Lancelotti considera que la restauración patrimonial en Argentina está mucho mejor que cuando ella dejó el país, pero que sufre de ciertas “generales de la ley”. Por ejemplo, el perenne apuro de los contratos y la tendencia de los funcionarios en gastar donde se ve: no se arreglan en detalle las cubiertas, invisibles al público, con lo que muchas veces los trabajos se vuelven a arruinar y deben repetirse. Lo que es específicamente argentino es la incomodidad con nuestro pasado. “Notratamos bien nuestra historia”, explica, “por lo que no tratamos bien sus monumentos. Hay una distancia que en Europa no se siente. Aquí parece que el Banco Nación o la Casa Rosada no nos pertenecieran, no fueran asunto nuestro. El funcionario argentino dispone del patrimonio como si no valiera nada, divide o destruye espacios, manda a restaurar mal. El párroco usa el templo sin pautas, ni públicas ni de la Iglesia, hace y deshace el patrimonio que debería custodiar”.

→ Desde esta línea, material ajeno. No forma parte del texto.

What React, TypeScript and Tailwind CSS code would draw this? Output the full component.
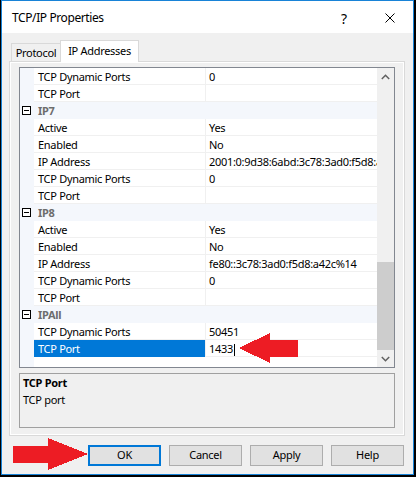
import React from "react";

type Row =
  | { kind: "cat"; name: string }
  | { kind: "prop"; name: string; value: string; selected?: boolean };

const rows: Row[] = [
  { kind: "prop", name: "TCP Dynamic Ports", value: "0" },
  { kind: "prop", name: "TCP Port", value: "" },
  { kind: "cat", name: "IP7" },
  { kind: "prop", name: "Active", value: "Yes" },
  { kind: "prop", name: "Enabled", value: "No" },
  { kind: "prop", name: "IP Address", value: "2001:0:9d38:6abd:3c78:3ad0:f5d8:a42c" },
  { kind: "prop", name: "TCP Dynamic Ports", value: "0" },
  { kind: "prop", name: "TCP Port", value: "" },
  { kind: "cat", name: "IP8" },
  { kind: "prop", name: "Active", value: "Yes" },
  { kind: "prop", name: "Enabled", value: "No" },
  { kind: "prop", name: "IP Address", value: "fe80::3c78:3ad0:f5d8:a42c%14" },
  { kind: "prop", name: "TCP Dynamic Ports", value: "0" },
  { kind: "prop", name: "TCP Port", value: "" },
  { kind: "cat", name: "IPAll" },
  { kind: "prop", name: "TCP Dynamic Ports", value: "50451" },
  { kind: "prop", name: "TCP Port", value: "1433", selected: true },
];

function CollapseBox() {
  return (
    <div className="ml-[2px] w-[9px] h-[9px] border border-black bg-white flex items-center justify-center">
      <div className="w-[5px] h-px bg-black" />
    </div>
  );
}

function GridRow({ row }: { row: Row }) {
  if (row.kind === "cat") {
    return (
      <div className="flex h-[17px] items-center bg-[#f4f7fc]">
        <div className="w-[14px] h-full flex items-center">
          <CollapseBox />
        </div>
        <div className="pl-[4px] pt-px font-bold text-[#6d6d6d] leading-[16px]">{row.name}</div>
      </div>
    );
  }
  return (
    <div className="flex h-[17px]">
      <div className="w-[14px] bg-[#f4f7fc]" />
      <div
        className={
          row.selected
            ? "w-[171px] pl-[4px] pt-px leading-[16px] bg-[#0078d7] text-white whitespace-nowrap"
            : "w-[171px] pl-[4px] pt-px leading-[15px] border-b border-[#f0f0f0] whitespace-nowrap"
        }
      >
        {row.name}
      </div>
      <div className="w-px bg-[#f0f0f0]" />
      <div className="w-[171px] pl-[3px] pt-px leading-[15px] border-b border-[#f0f0f0] overflow-hidden whitespace-nowrap">
        {row.value}
        {row.selected ? <span className="inline-block w-px h-[13px] bg-black align-middle ml-px" /> : null}
      </div>
    </div>
  );
}

function Chevron({ up }: { up: boolean }) {
  return (
    <svg width="9" height="6" viewBox="0 0 9 6">
      <path
        d={up ? "M0.8 5 L4.5 1.3 L8.2 5" : "M0.8 1 L4.5 4.7 L8.2 1"}
        fill="none"
        stroke="#606060"
        strokeWidth="1.5"
      />
    </svg>
  );
}

function PropertyGrid() {
  return (
    <div className="w-[376px] h-[301px] border border-[#828790] flex bg-white">
      <div className="w-[357px] flex flex-col">
        {rows.map((r, i) => (
          <GridRow key={i} row={r} />
        ))}
        <div className="flex flex-1">
          <div className="w-[14px] bg-[#f4f7fc]" />
          <div className="flex-1 bg-white" />
        </div>
      </div>
      <div className="w-[17px] bg-[#f0f0f0] flex flex-col">
        <div className="h-[17px] flex items-center justify-center">
          <Chevron up />
        </div>
        <div className="flex-1">
          <div className="mt-[177px] h-[88px] bg-[#cdcdcd]" />
        </div>
        <div className="h-[17px] flex items-center justify-center">
          <Chevron up={false} />
        </div>
      </div>
    </div>
  );
}

function DialogButton({ label, focused }: { label: string; focused?: boolean }) {
  return (
    <div
      className={
        focused
          ? "w-[73px] h-[21px] border-2 border-[#0078d7] bg-[#e1e1e1] flex items-center justify-center"
          : "w-[73px] h-[21px] border border-[#adadad] bg-[#e1e1e1] flex items-center justify-center"
      }
    >
      {label}
    </div>
  );
}

export default function App() {
  return (
    <div className="relative w-[416px] h-[477px] bg-black pl-px pr-[2px] pb-[2px] font-['Noto_Sans',sans-serif] text-[11px] tracking-[-0.3px] text-black">
      <div className="w-full h-full border border-[#1883d7] bg-[#f0f0f0] flex flex-col">
        {/* caption bar */}
        <div className="h-[32px] bg-white flex items-center shrink-0">
          <div className="flex-1 pl-[10px] pt-[2px] text-[12px] tracking-[-0.4px]">TCP/IP Properties</div>
          <div className="w-[46px] h-full flex items-center justify-center text-[14px] pt-[2px]">?</div>
          <div className="w-[46px] h-full flex items-center justify-center pt-px">
            <svg width="10" height="10" viewBox="0 0 10 10">
              <path d="M0.5 0.5 L9.5 9.5 M9.5 0.5 L0.5 9.5" stroke="#000" strokeWidth="1" />
            </svg>
          </div>
        </div>

        {/* dialog body */}
        <div className="flex-1 flex flex-col pt-[7px] ml-[7px] mr-[8px]">
          {/* tab headers */}
          <div className="h-[21px] flex items-end pl-[2px]">
            <div className="w-[49px] h-[18px] border-l border-t border-[#d9d9d9] bg-[#f0f0f0] flex items-center justify-center pt-px">
              Protocol
            </div>
            <div className="relative z-10 w-[79px] h-[22px] -mb-px border-l border-t border-r border-[#d9d9d9] bg-white flex items-start justify-center pt-[2px] leading-[16px]">
              IP Addresses
            </div>
          </div>

          {/* tab page */}
          <div className="h-[375px] border border-[#d9d9d9]">
            <div className="h-full border border-white bg-[#f0f0f0] flex flex-col pt-[4px] px-[8px]">
              <PropertyGrid />
              <div className="mt-[5px] h-[55px] border border-[#a0a0a0] bg-[#f0f0f0] pl-[3px] leading-[17px]">
                <div className="font-bold">TCP Port</div>
                <div>TCP port</div>
              </div>
            </div>
          </div>

          {/* buttons */}
          <div className="mt-[9px] flex justify-end gap-[8px] pr-px">
            <DialogButton label="OK" focused />
            <DialogButton label="Cancel" />
            <DialogButton label="Apply" />
            <DialogButton label="Help" />
          </div>
        </div>
      </div>

      {/* red callout arrows */}
      <svg
        className="absolute inset-0 pointer-events-none"
        width="416"
        height="477"
        viewBox="0 0 416 477"
        shapeRendering="crispEdges"
      >
        <polygon points="239,348 270,333 270,340 298,340 298,357 270,357 270,363" fill="#ed1c24" />
        <polygon points="13,446 48,446 48,438 88,454 48,470 48,463 13,463" fill="#ed1c24" />
      </svg>
    </div>
  );
}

Un peligro que señala Lancelotti es evidente: que se pierda el carácter propio de la ciudad. “¿Qué viene a ver el turista? La ciudad, no un show de tango”, señala la restauradora. “Aunque sea por interés económico, por fomentar y mantener esa industria, se tendría que cuidar el patrimonio de otra manera.” Lo que Lancelotti señala con optimismo es que “la gente es más sensible que los funcionarios, está adelante. Restauran PHs en los barrios, mantienen miles de propiedades. El Estado, que debe cuidar los grandes edificios, va muy atrás. Por ejemplo, no hay controles, no se inspecciona, no se legisla, no se cuida la paleta urbana, se deja el patrimonio de los museos al milagro que hace cotidianamente la gente que trabaja en ellos”. Y hay algo que esta argentina aprendió en Europa y que hace a un entendimiento de qué es preservar: “¿Por qué quieren todo a nuevo? ¿Por qué tiene que parecer que nunca nadie vivió ahí? Parece que les da asco que un lugar tenga historia..., a mí me da energía”.